State wildlife managers say they need to kill 15 bighorns in a Central Washington herd and test others to prevent a possible disease outbreak after several rams were recently spotted with a domestic ewe.
A Washington State University lab determined the ewe to have been a carrier of Mycoplasma bacteria, which causes pneumonia in bighorns and is often fatal.
Seven rams of the Quilomene herd and the ewe were spotted together Oct. 1 in Ginkgo Petrified State Forest by an off-duty sheriff’s deputy, and the ewe was removed on Oct. 6 for testing.

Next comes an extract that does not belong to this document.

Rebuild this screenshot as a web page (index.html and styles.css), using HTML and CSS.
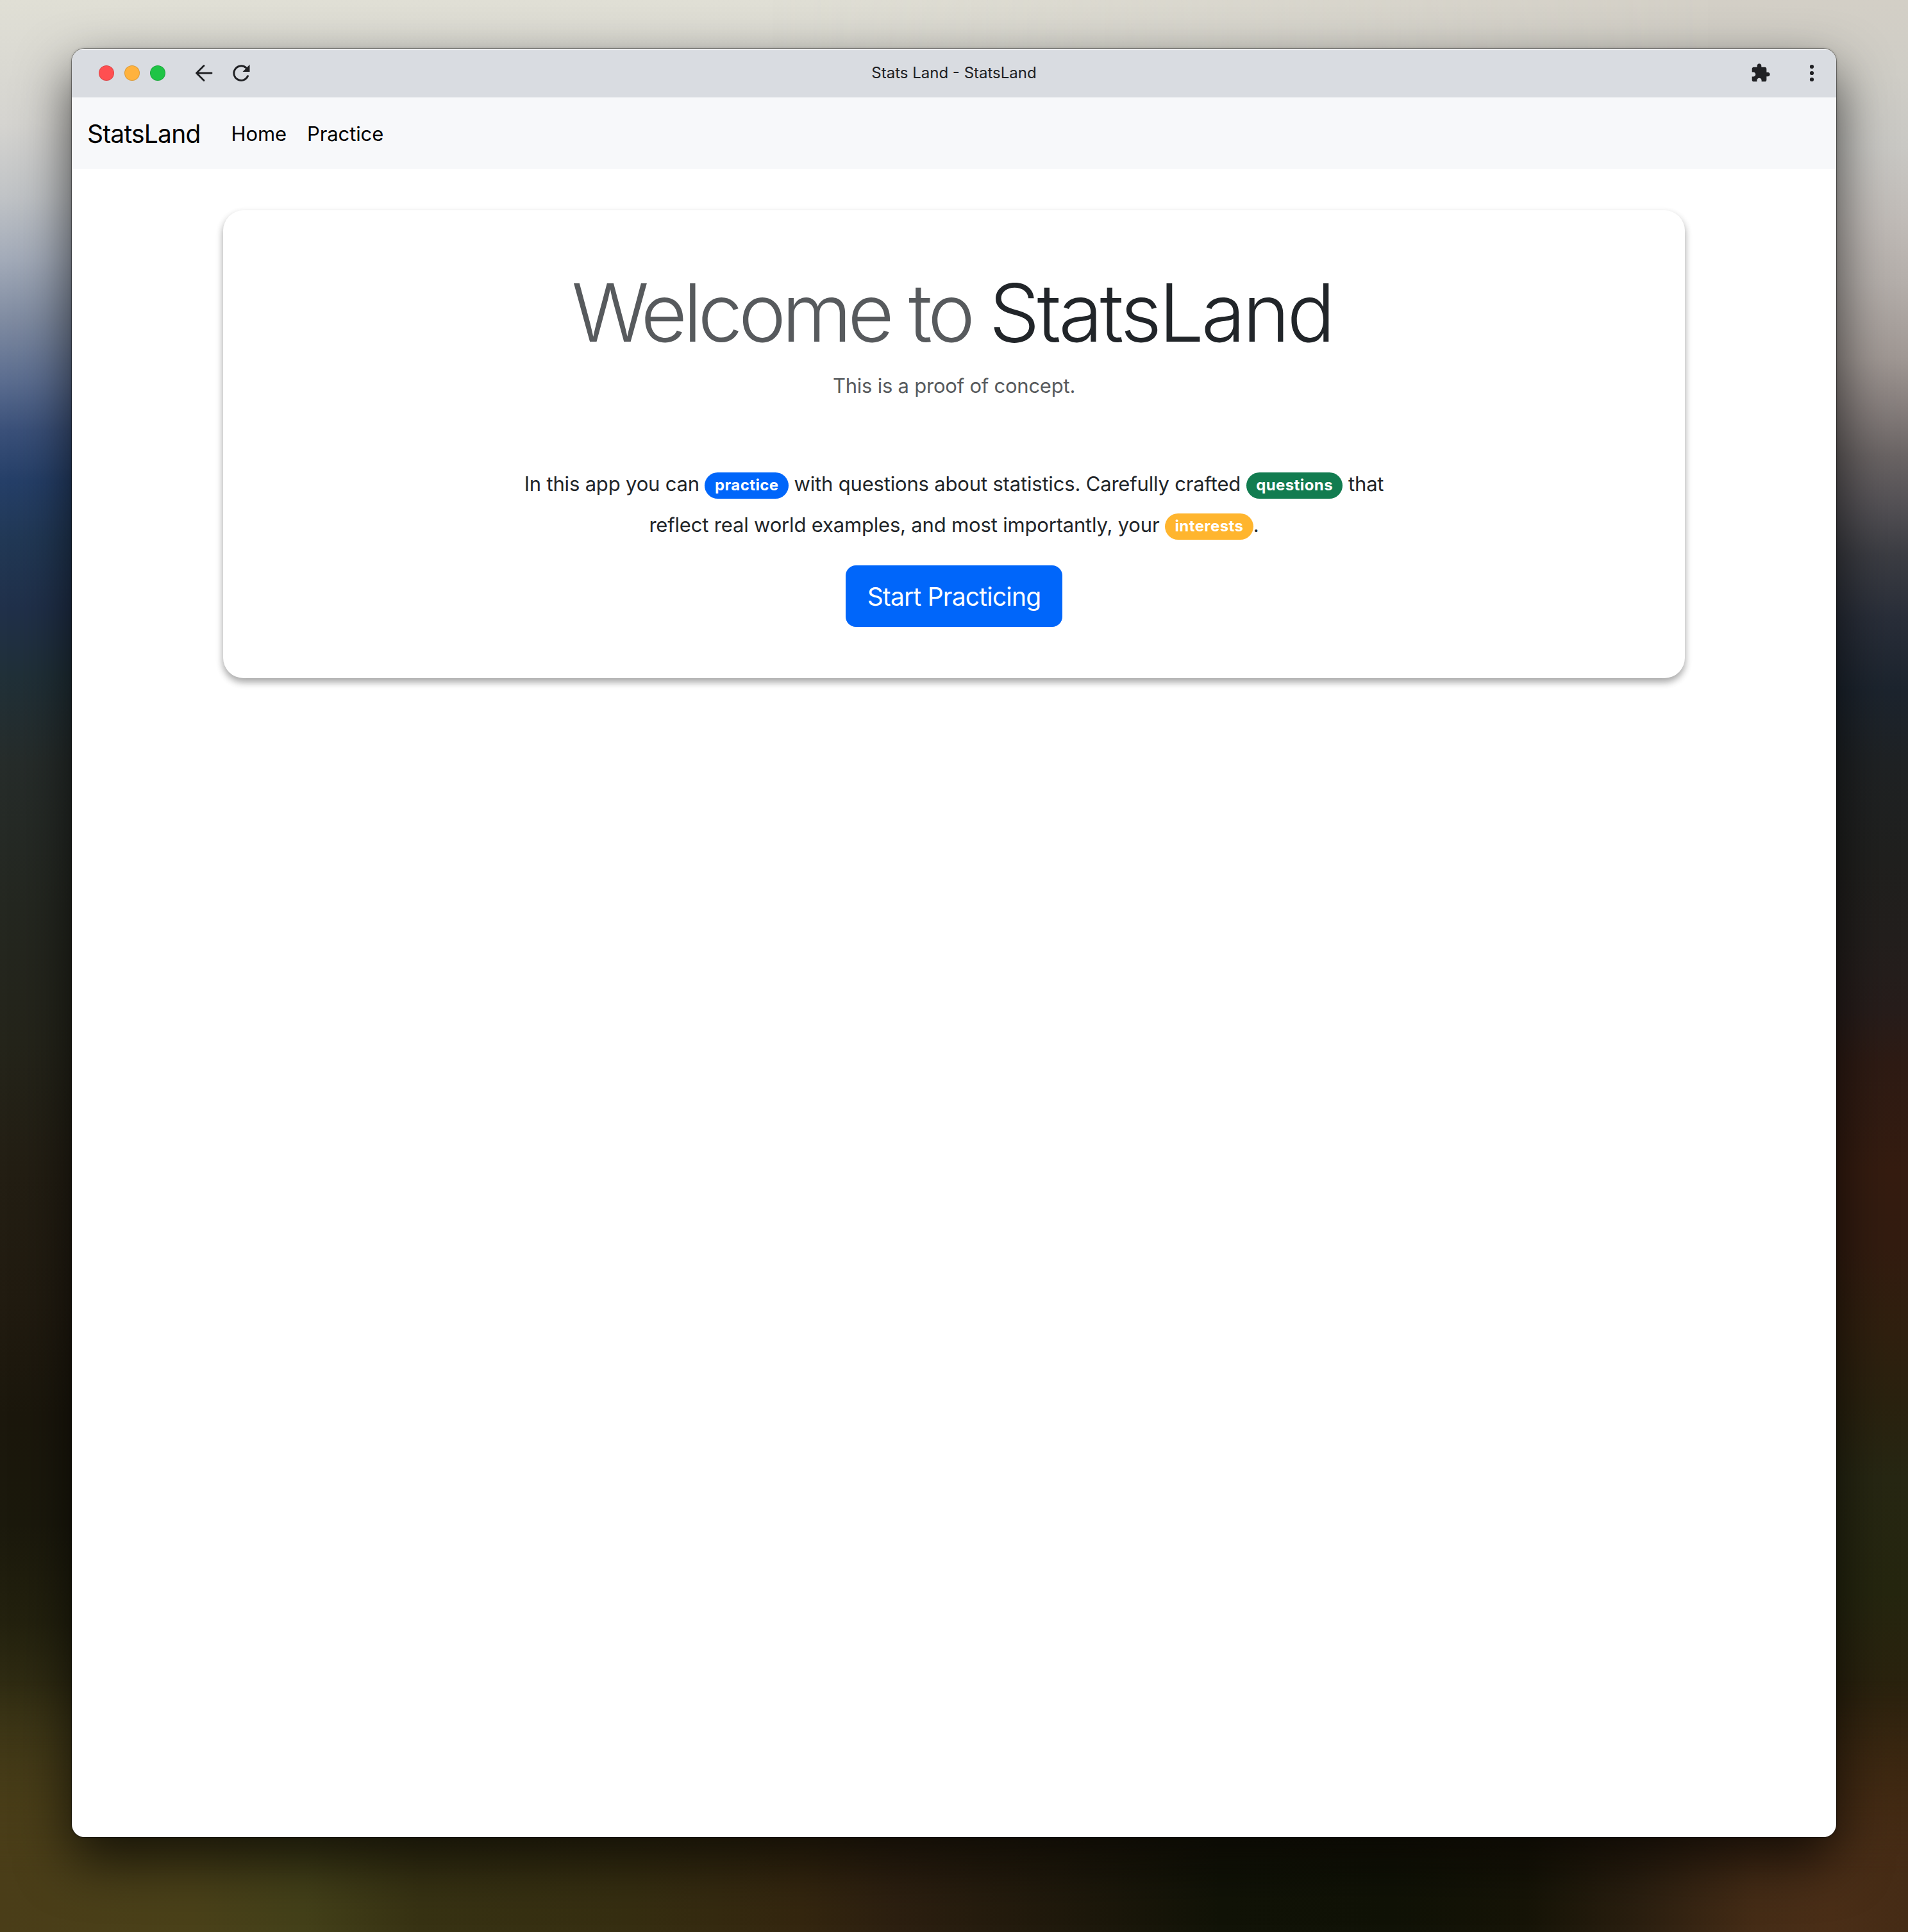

It wasn’t immediately clear why the ewe was near the bighorns, if there’s a grazing lease in the area or if it had escaped from a private pasture, though few people live in the vicinity.
“At this time, we know the ewe was with wild bighorns in the most southern portion of the herd’s range, where approximately 50 bighorns are located,” said Mike Livingston WDFW Region 3 Director, in a press release. “What we have to find out is whether any of the wild sheep have contracted the disease from her. It’s an unfortunate situation, but the operation, which will primarily target rams, should have minimal effect on the overall population.”
WDFW wants to capture and test another 10 to 15 sheep to figure out if the herd, which roams the rocky eastern edge of Kittitas County, has been infected.
Along with killing bighorns outright, the bacteria can impact lamb survival rates for years. WDFW says there “is no treatment for bighorn sheep, and no preventative vaccine.”
How widely the bacteria is spread in the herd will determine next steps, according to Livingston, who said the agency needs to act quickly as this is the breeding season and rams tend to roam widely in search of bighorn ewes, increasing the risk of transmission.
If this story sounds familiar, it’s because bighorns in Central and Southeast Washington and elsewhere in the West have suffered disease outbreaks after mixing with domestic sheep and goats. The Tieton herd was completely removed in 2013 after an outbreak and to keep it from spreading to a nearby herd.
WDFW reports there are around 1,700 bighorns in around 17 herds across the Eastside. The Quilomene Herd is among the largest, with up to 250 members.
Five special permits to hunt Quilomene rams were available for this hunting season. Last year it was one of the most popular to put in for and on average required the second most points of any sheep hunt, 20, to be drawn.